Problem requirements: Restrict the output to the lines below starting at the one that contains "The picture is" and ending at the one that contains "<site-footer></site-footer>", and restate them word for word, both ends included.

Supplied data:
==========

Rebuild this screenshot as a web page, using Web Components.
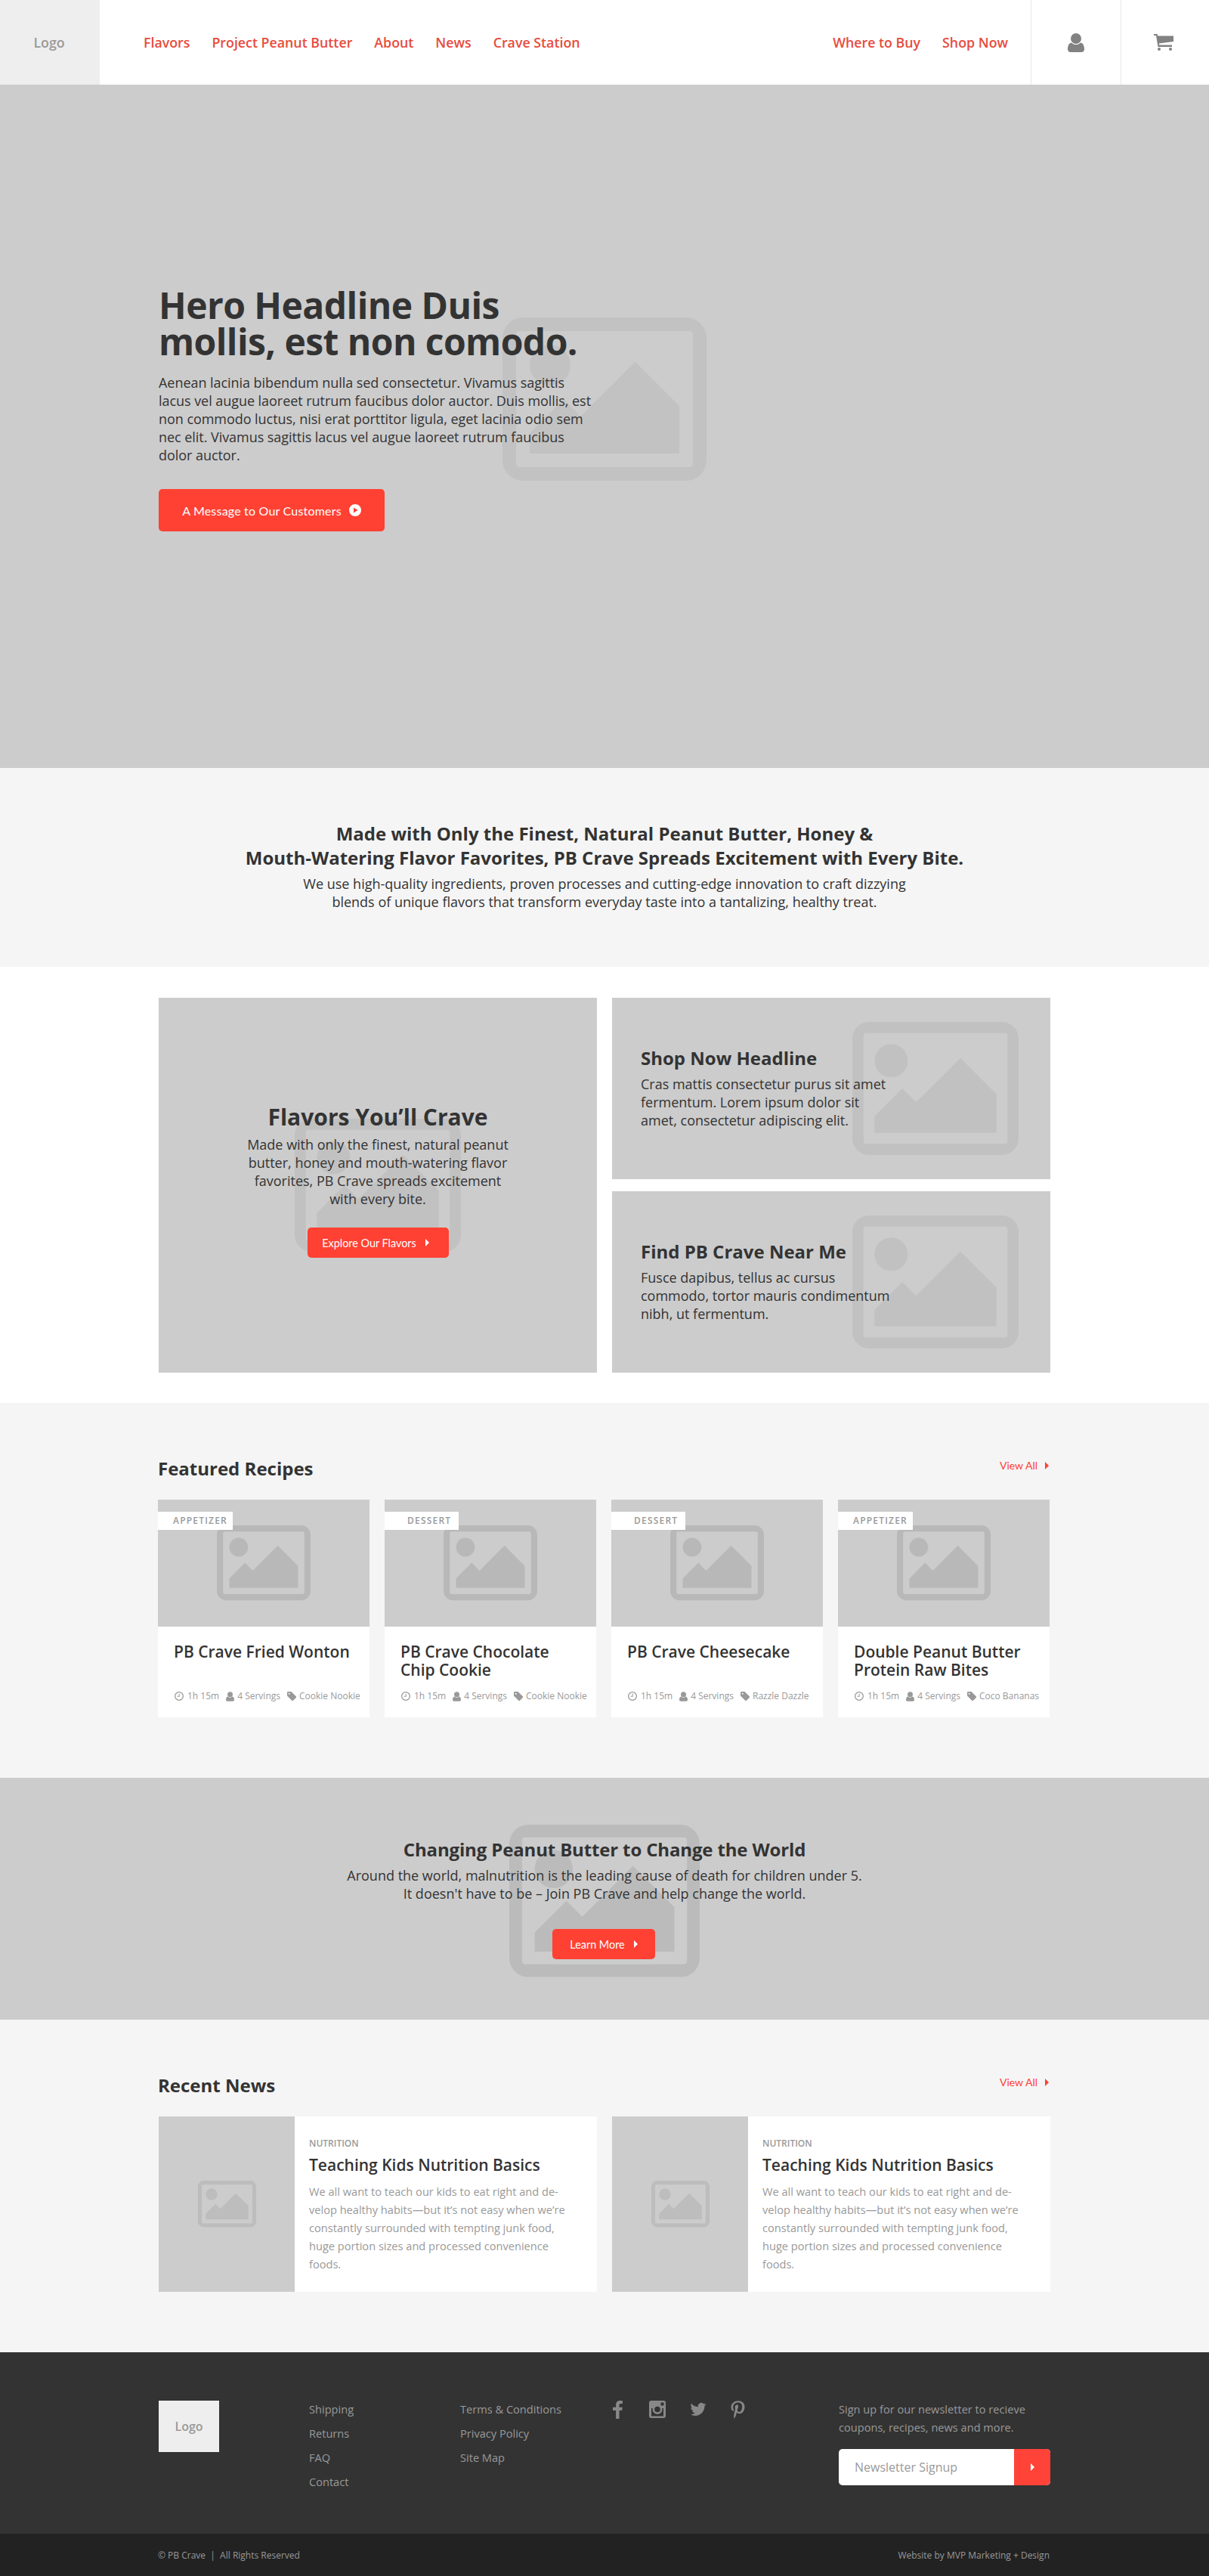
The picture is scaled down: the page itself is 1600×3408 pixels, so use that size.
<!DOCTYPE html>
<html lang="en">
<head>
<meta charset="utf-8">
<title>PB Crave</title>
<style>
  html, body { margin: 0; padding: 0; }
  body { font-family: "Open Sans", "Liberation Sans", sans-serif; color: #333; background: #fff; }
</style>
</head>
<body>
<site-header></site-header>
<hero-banner>
  <span slot="title">Hero Headline Duis mollis, est non comodo.</span>
  Aenean lacinia bibendum nulla sed consectetur. Vivamus sagittis lacus vel augue laoreet rutrum faucibus dolor auctor. Duis mollis, est non commodo luctus, nisi erat porttitor ligula, eget lacinia odio sem nec elit. Vivamus sagittis lacus vel augue laoreet rutrum faucibus dolor auctor.
</hero-banner>
<intro-block></intro-block>
<promo-grid>
  <promo-card big title="Flavors You’ll Crave" cta="Explore Our Flavors">Made with only the finest, natural peanut butter, honey and mouth-watering flavor favorites, PB Crave spreads excitement with every bite.</promo-card>
  <promo-card title="Shop Now Headline">Cras mattis consectetur purus sit amet fermentum. Lorem ipsum dolor sit amet, consectetur adipiscing elit.</promo-card>
  <promo-card title="Find PB Crave Near Me">Fusce dapibus, tellus ac cursus commodo, tortor mauris condimentum nibh, ut fermentum.</promo-card>
</promo-grid>
<content-section title="Featured Recipes" shift>
  <recipe-card tag="Appetizer" title="PB Crave Fried Wonton" maker="Cookie Nookie"></recipe-card>
  <recipe-card tag="Dessert" title="PB Crave Chocolate Chip Cookie" maker="Cookie Nookie"></recipe-card>
  <recipe-card tag="Dessert" title="PB Crave Cheesecake" maker="Razzle Dazzle"></recipe-card>
  <recipe-card tag="Appetizer" title="Double Peanut Butter Protein Raw Bites" maker="Coco Bananas"></recipe-card>
</content-section>
<cause-banner></cause-banner>
<content-section title="Recent News" cols="2">
  <news-card></news-card>
  <news-card></news-card>
</content-section>
<site-footer></site-footer>

<script>
const RED = '#ff4133'

const icons = {
  user: [22, 25, '<circle cx="11" cy="7" r="7"/><path d="M0 21C0 16 2 13 5 12.5 7 14.5 9 15 11 15s4-.5 6-2.5c3 .5 5 3.5 5 8.5 0 2.5-1.5 4-4 4H4c-2.5 0-4-1.500-4-4z"/>'],
  cart: [26, 22, '<path d="M0 0h4.500l.7 2.500H26V10L6.800 12.500l.4 2H24V17H5.500L3 2H0z"/><circle cx="7" cy="20" r="2"/><circle cx="22" cy="20" r="2"/>'],
  clock: [12, 12, '<path fill-rule="evenodd" d="M6 0a6 6 0 1 1 0 12A6 6 0 0 1 6 0zm0 1.300a4.700 4.700 0 1 0 0 9.400 4.700 4.700 0 0 0 0-9.400z"/><path d="M6.700 2.800v3.900H3.600v-1h2.100V2.800z"/>'],
  tag: [12, 12, '<path fill-rule="evenodd" d="M0 1a1 1 0 0 1 1-1h4.500L12 6.500a1 1 0 0 1 0 1.200L7.700 12a1 1 0 0 1-1.200 0L0 5.500zm2.700.8a1 1 0 1 0 0 2 1 1 0 0 0 0-2z"/>'],
  play: [16, 16, '<path fill-rule="evenodd" d="M8 0a8 8 0 1 1 0 16A8 8 0 0 1 8 0zM6 4.500v7L11.500 8z"/>'],
  arrow: [5, 10, '<path d="M0 0l5 5-5 5z"/>'],
  fb: [13, 24, '<path d="M8.500 24V13h3.700l.6-4.300H8.500V6c0-1.200.4-2.100 2.200-2.100H13V.2C12.600.1 11.200 0 9.700 0 6.400 0 4.100 2 4.100 5.600v3.100H0V13h4.100v11z"/>'],
  ig: [22, 23, '<rect width="22" height="23" rx="3"/><rect x="3" y="10" width="16" height="10.500" fill="#333"/><circle cx="11" cy="11.500" r="6.500"/><circle cx="11" cy="11.500" r="3.800" fill="#333"/><rect x="15.500" y="2.500" width="4" height="4" rx=".5" fill="#333"/>'],
  tw: [24, 24, '<path d="M23.950 4.570a10 10 0 0 1-2.820.77 4.960 4.960 0 0 0 2.160-2.720c-.95.55-2 .96-3.120 1.190a4.920 4.920 0 0 0-8.380 4.480C7.690 8.090 4.070 6.130 1.640 3.160a4.820 4.820 0 0 0-.67 2.480c0 1.710.87 3.210 2.190 4.100a4.900 4.900 0 0 1-2.230-.61v.06c0 2.390 1.700 4.380 3.950 4.830a5 5 0 0 1-2.210.08 4.940 4.940 0 0 0 4.600 3.420A9.870 9.870 0 0 1 0 19.540a14 14 0 0 0 7.560 2.210c9.050 0 14-7.500 14-13.980 0-.21 0-.42-.02-.63a9.940 9.940 0 0 0 2.460-2.550z"/>'],
  pin: [384, 512, '<path d="M204 6.500C101.400 6.500 0 74.900 0 185.600 0 256 39.600 296 63.600 296c9.900 0 15.600-27.600 15.600-35.400 0-9.300-23.700-29.100-23.700-67.800 0-80.400 61.200-137.400 140.400-137.400 68.100 0 118.500 38.700 118.500 109.800 0 53.100-21.300 152.700-90.300 152.700-24.900 0-46.200-18-46.200-43.800 0-37.800 26.400-74.400 26.400-113.400 0-66.200-93.900-54.200-93.900 25.800 0 16.800 2.100 35.400 9.600 50.700-13.800 59.400-42 147.900-42 209.100 0 18.900 2.700 37.500 4.500 56.400 3.400 3.800 1.700 3.400 6.900 1.500 50.400-69 48.600-82.500 71.400-172.800 12.300 23.400 44.100 36 69.300 36 106.200 0 153.900-103.500 153.900-196.800C384 71.300 298.200 6.500 204 6.500z"/>']
}

let svgIcon = (name, w, h, color) => {
  let [vw, vh, body] = icons[name]
  return `<svg xmlns="http://www.w3.org/2000/svg" width="${w}" height="${h}" viewBox="0 0 ${vw} ${vh}" fill="${color}" style="display:block;flex:none">${body}</svg>`
}

// Grey picture placeholder, 60x48 units.
let placeholder = (w, color) => `<svg xmlns="http://www.w3.org/2000/svg" width="${w}" height="${w * 0.8}" viewBox="0 0 60 48" fill="${color}" style="display:block">
  <path fill-rule="evenodd" d="M6 0h48a6 6 0 0 1 6 6v36a6 6 0 0 1-6 6H6a6 6 0 0 1-6-6V6a6 6 0 0 1 6-6zM5 4a1 1 0 0 0-1 1v38a1 1 0 0 0 1 1h50a1 1 0 0 0 1-1V5a1 1 0 0 0-1-1z"/>
  <circle cx="14" cy="14" r="6"/>
  <path d="M8 40v-6l10-10 5 5 16-16 13 13v14z"/>
</svg>`

class Base extends HTMLElement {
  constructor () {
    super()
    this.attachShadow({mode: 'open'})
  }
  connectedCallback () { this.shadowRoot.innerHTML = this.render() }
  attr (name) { return this.getAttribute(name) || '' }
}

class CtaButton extends Base {
  render () {
    let big = this.hasAttribute('big')
    return `<style>
      :host { display: inline-flex; align-items: center; justify-content: center; box-sizing: border-box; vertical-align: top;
        background: ${RED}; color: #fff; border-radius: 5px; font-family: Lato, "Liberation Sans", sans-serif;
        height: ${big ? 56 : 40}px; gap: ${big ? 10 : 12}px; font-size: ${big ? 16 : 14.4}px; letter-spacing: ${big ? .2 : 0}px; }
    </style><slot></slot>${big ? svgIcon('play', 16, 16, '#fff') : svgIcon('arrow', 5, 10, '#fff')}`
  }
}

class SiteHeader extends Base {
  render () {
    return `<style>
      :host { display: flex; height: 112px; background: #fff; align-items: stretch; font-size: 17.8px; font-weight: 600; color: #e74c3c; }
      .logo { width: 130px; padding-right: 2px; background: #eee; color: #999; display: flex; align-items: center; justify-content: center; }
      nav { display: flex; align-items: center; gap: 29px; margin-left: 58px; }
      nav.right { margin-left: auto; margin-right: 30px; }
      .ico { width: 118px; border-left: 1px solid #e8e8e8; display: flex; align-items: center; justify-content: center; }
      .ico + .ico { width: 117px; box-sizing: border-box; padding-right: 4px; }
    </style>
    <div class="logo">Logo</div>
    <nav><span>Flavors</span><span>Project Peanut Butter</span><span>About</span><span>News</span><span>Crave Station</span></nav>
    <nav class="right"><span>Where to Buy</span><span>Shop Now</span></nav>
    <div class="ico">${svgIcon('user', 22, 25, '#828282')}</div>
    <div class="ico">${svgIcon('cart', 26, 22, '#828282')}</div>`
  }
}

class HeroBanner extends Base {
  render () {
    return `<style>
      :host { display: block; position: relative; height: 904px; box-sizing: border-box; padding: 268px 0 0 210px; background: #ccc; }
      .pic { position: absolute; left: 665px; top: 308px; }
      .copy { position: relative; width: 580px; }
      h1 { margin: 0 0 18px; font-size: 48px; line-height: 48px; font-weight: 700; letter-spacing: -.55px; color: #333; }
      p { margin: 0 0 33px; font-size: 18px; line-height: 24px; letter-spacing: -.05px; color: #333; }
      cta-button { width: 299px; }
    </style>
    <div class="pic">${placeholder(270, '#c2c2c2')}</div>
    <div class="copy">
      <h1><slot name="title"></slot></h1>
      <p><slot></slot></p>
      <cta-button big>A Message to Our Customers</cta-button>
    </div>`
  }
}

class IntroBlock extends Base {
  render () {
    return `<style>
      :host { display: block; height: 263px; box-sizing: border-box; padding-top: 71px; background: #f5f5f5; text-align: center; color: #333; }
      h2 { margin: 0 0 6px; font-size: 24px; line-height: 32px; font-weight: 700; }
      p { margin: 0; font-size: 18px; line-height: 24px; }
    </style>
    <h2>Made with Only the Finest, Natural Peanut Butter, Honey &amp;<br>Mouth-Watering Flavor Favorites, PB Crave Spreads Excitement with Every Bite.</h2>
    <p>We use high-quality ingredients, proven processes and cutting-edge innovation to craft dizzying<br>blends of unique flavors that transform everyday taste into a tantalizing, healthy treat.</p>`
  }
}

class PromoGrid extends Base {
  render () {
    return `<style>
      :host { display: grid; grid-template-columns: 580px 580px; grid-template-rows: 240px 240px; column-gap: 20px; row-gap: 16px;
        padding: 41px 210px 40px; background: #fff; }
      ::slotted([big]) { grid-row: 1 / span 2; }
    </style><slot></slot>`
  }
}

class PromoCard extends Base {
  render () {
    let big = this.hasAttribute('big')
    let css = big
      ? `:host { padding-top: 140px; text-align: center; }
         .pic { left: 180px; top: 160px; }
         h3 { font-size: 30px; line-height: 36px; }
         p { width: 355px; margin: 0 auto 26px; }
         cta-button { width: 187px; padding-right: 6px; }`
      : `:host { padding: 64px 0 0 38px; }
         .pic { right: 42px; top: 32px; }
         h3 { font-size: 24px; line-height: 32px; }
         p { width: 332px; margin: 0; }`
    return `<style>
      :host { display: block; position: relative; box-sizing: border-box; background: #ccc; color: #333; }
      .pic { position: absolute; }
      .copy { position: relative; }
      h3 { margin: 0 0 6px; font-weight: 700; }
      p { font-size: 18px; line-height: 24px; }
      ${css}
    </style>
    <div class="pic">${placeholder(220, '#c1c1c1')}</div>
    <div class="copy">
      <h3>${this.attr('title')}</h3>
      <p><slot></slot></p>
      ${big ? `<cta-button>${this.attr('cta')}</cta-button>` : ''}
    </div>`
  }
}

class ContentSection extends Base {
  render () {
    let cols = parseInt(this.attr('cols')) || 4
    let track = cols === 2 ? '580px 580px' : 'repeat(4, 280px)'
    return `<style>
      :host { display: block; box-sizing: border-box; padding: 71px 210px 80px; background: #f5f5f5; }
      header { display: flex; justify-content: space-between; align-items: flex-start; margin: 0 0 25px -1px; }
      h2 { margin: 0; font-size: 24px; line-height: 32px; font-weight: 700; color: #333; }
      .all { display: flex; align-items: center; gap: 10px; margin: 2px 2px 0 0; font: 14px/20px Lato, "Liberation Sans", sans-serif; color: ${RED}; }
      .list { display: grid; grid-template-columns: ${track}; gap: 20px; margin-left: ${this.hasAttribute('shift') ? -1 : 0}px; }
    </style>
    <header><h2>${this.attr('title')}</h2><div class="all">View All ${svgIcon('arrow', 5, 10, RED)}</div></header>
    <div class="list"><slot></slot></div>`
  }
}

class RecipeCard extends Base {
  render () {
    // The reference's labels are not evenly padded: the longer one sits closer to the edge.
    let [padL, padR] = this.attr('tag').length > 7 ? [20, 7] : [30, 10]
    return `<style>
      :host { display: block; background: #fff; }
      .img { position: relative; height: 168px; background: #ccc; display: flex; align-items: center; justify-content: center; }
      .tag { position: absolute; left: 0; top: 16px; height: 24px; padding: 0 ${padR}px 0 ${padL}px; background: #fff;
        font-size: 12px; line-height: 24px; font-weight: 600; letter-spacing: 1.2px; text-transform: uppercase; color: #999; }
      h3 { margin: 0; padding: 21px 20px 0 21px; height: 48px; font-size: 21px; line-height: 24px; font-weight: 600; color: #333; }
      .meta { display: flex; align-items: center; padding: 13px 0 18px 22px; font-size: 12px; line-height: 20px; color: #999; white-space: nowrap; }
      .meta span { margin: 0 9px 0 5px; }
      .meta .s { margin-left: 4px; }
    </style>
    <div class="img"><div class="tag">${this.attr('tag')}</div>${placeholder(124, '#b8b8b8')}</div>
    <h3>${this.attr('title')}</h3>
    <div class="meta">${svgIcon('clock', 12, 12, '#999')}<span>1h 15m</span>${svgIcon('user', 11, 13, '#999')}<span class="s">4 Servings</span>${svgIcon('tag', 12, 12, '#999')}<span class="s">${this.attr('maker')}</span></div>`
  }
}

class CauseBanner extends Base {
  render () {
    return `<style>
      :host { display: block; position: relative; height: 320px; box-sizing: border-box; padding-top: 79px; background: #ccc; text-align: center; color: #333; }
      .pic { position: absolute; left: 674px; top: 62px; }
      .copy { position: relative; }
      h2 { margin: 0 0 6px; font-size: 24px; line-height: 32px; font-weight: 700; letter-spacing: -.15px; }
      p { margin: 0 0 35px; font-size: 18px; line-height: 24px; }
      cta-button { width: 136px; margin-left: -2px; }
    </style>
    <div class="pic">${placeholder(252, '#bbb')}</div>
    <div class="copy">
      <h2>Changing Peanut Butter to Change the World</h2>
      <p>Around the world, malnutrition is the leading cause of death for children under 5.<br>It doesn't have to be – Join PB Crave and help change the world.</p>
      <cta-button>Learn More</cta-button>
    </div>`
  }
}

class NewsCard extends Base {
  render () {
    return `<style>
      :host { display: flex; height: 232px; background: #fff; }
      .img { width: 180px; flex: none; background: #ccc; display: flex; align-items: center; justify-content: center; }
      .body { padding: 28px 12px 0 19px; }
      .cat { font-size: 12px; line-height: 16px; font-weight: 600; color: #999; }
      h3 { margin: 6px 0 9px; font-size: 21px; line-height: 28px; font-weight: 600; color: #333; white-space: nowrap; }
      p { margin: 0; font-size: 14.6px; line-height: 24px; color: #999; }
    </style>
    <div class="img">${placeholder(77, '#bdbdbd')}</div>
    <div class="body">
      <div class="cat">NUTRITION</div>
      <h3>Teaching Kids Nutrition Basics</h3>
      <p>We all want to teach our kids to eat right and de-<br>velop healthy habits—but it’s not easy when we’re<br>constantly surrounded with tempting junk food,<br>huge portion sizes and processed convenience<br>foods.</p>
    </div>`
  }
}

class SiteFooter extends Base {
  render () {
    return `<style>
      :host { display: block; font-size: 14.6px; color: #999; }
      .top { height: 240px; box-sizing: border-box; padding: 64px 210px 0; background: #333; display: grid;
        grid-template-columns: 199px 200px 202px 299px 280px; align-items: start; }
      .logo { width: 80px; height: 68px; background: #eee; display: flex; align-items: center; justify-content: center; font-size: 16px; font-weight: 600; color: #999; }
      .links { margin-top: -5px; line-height: 32px; }
      .social { display: flex; align-items: flex-start; }
      .social svg:nth-child(2) { margin-left: 35px; }
      .social svg:nth-child(3) { margin: 1px 0 0 32px; }
      .social svg:nth-child(4) { margin-left: 32px; }
      .news p { margin: -1px 0 17px; line-height: 24px; }
      .field { display: flex; height: 48px; border-radius: 5px; overflow: hidden; background: #fff; }
      .field span { flex: 1; padding-left: 21px; font-size: 16px; line-height: 48px; color: #999; }
      .field b { width: 48px; background: #ff4338; display: flex; align-items: center; justify-content: center; }
      .bottom { height: 56px; box-sizing: border-box; padding: 0 211px 0 209px; background: #222; display: flex; align-items: center; justify-content: space-between; font-size: 12px; }
    </style>
    <div class="top">
      <div class="logo">Logo</div>
      <div class="links"><div>Shipping</div><div>Returns</div><div>FAQ</div><div>Contact</div></div>
      <div class="links"><div>Terms &amp; Conditions</div><div>Privacy Policy</div><div>Site Map</div></div>
      <div class="social">${svgIcon('fb', 13, 24, '#888')}${svgIcon('ig', 22, 23, '#888')}${svgIcon('tw', 22, 21, '#888')}${svgIcon('pin', 19, 24, '#888')}</div>
      <div class="news">
        <p>Sign up for our newsletter to recieve<br>coupons, recipes, news and more.</p>
        <div class="field"><span>Newsletter Signup</span><b>${svgIcon('arrow', 5, 10, '#fff')}</b></div>
      </div>
    </div>
    <div class="bottom"><span>© PB Crave &nbsp;|&nbsp; All Rights Reserved</span><span>Website by MVP Marketing + Design</span></div>`
  }
}

customElements.define('cta-button', CtaButton)
customElements.define('site-header', SiteHeader)
customElements.define('hero-banner', HeroBanner)
customElements.define('intro-block', IntroBlock)
customElements.define('promo-grid', PromoGrid)
customElements.define('promo-card', PromoCard)
customElements.define('content-section', ContentSection)
customElements.define('recipe-card', RecipeCard)
customElements.define('cause-banner', CauseBanner)
customElements.define('news-card', NewsCard)
customElements.define('site-footer', SiteFooter)
</script>
</body>
</html>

==========

Solution for this task:
The picture is scaled down: the page itself is 1600×3408 pixels, so use that size.
<!DOCTYPE html>
<html lang="en">
<head>
<meta charset="utf-8">
<title>PB Crave</title>
<style>
  html, body { margin: 0; padding: 0; }
  body { font-family: "Open Sans", "Liberation Sans", sans-serif; color: #333; background: #fff; }
</style>
</head>
<body>
<site-header></site-header>
<hero-banner>
  <span slot="title">Hero Headline Duis mollis, est non comodo.</span>
  Aenean lacinia bibendum nulla sed consectetur. Vivamus sagittis lacus vel augue laoreet rutrum faucibus dolor auctor. Duis mollis, est non commodo luctus, nisi erat porttitor ligula, eget lacinia odio sem nec elit. Vivamus sagittis lacus vel augue laoreet rutrum faucibus dolor auctor.
</hero-banner>
<intro-block></intro-block>
<promo-grid>
  <promo-card big title="Flavors You’ll Crave" cta="Explore Our Flavors">Made with only the finest, natural peanut butter, honey and mouth-watering flavor favorites, PB Crave spreads excitement with every bite.</promo-card>
  <promo-card title="Shop Now Headline">Cras mattis consectetur purus sit amet fermentum. Lorem ipsum dolor sit amet, consectetur adipiscing elit.</promo-card>
  <promo-card title="Find PB Crave Near Me">Fusce dapibus, tellus ac cursus commodo, tortor mauris condimentum nibh, ut fermentum.</promo-card>
</promo-grid>
<content-section title="Featured Recipes" shift>
  <recipe-card tag="Appetizer" title="PB Crave Fried Wonton" maker="Cookie Nookie"></recipe-card>
  <recipe-card tag="Dessert" title="PB Crave Chocolate Chip Cookie" maker="Cookie Nookie"></recipe-card>
  <recipe-card tag="Dessert" title="PB Crave Cheesecake" maker="Razzle Dazzle"></recipe-card>
  <recipe-card tag="Appetizer" title="Double Peanut Butter Protein Raw Bites" maker="Coco Bananas"></recipe-card>
</content-section>
<cause-banner></cause-banner>
<content-section title="Recent News" cols="2">
  <news-card></news-card>
  <news-card></news-card>
</content-section>
<site-footer></site-footer>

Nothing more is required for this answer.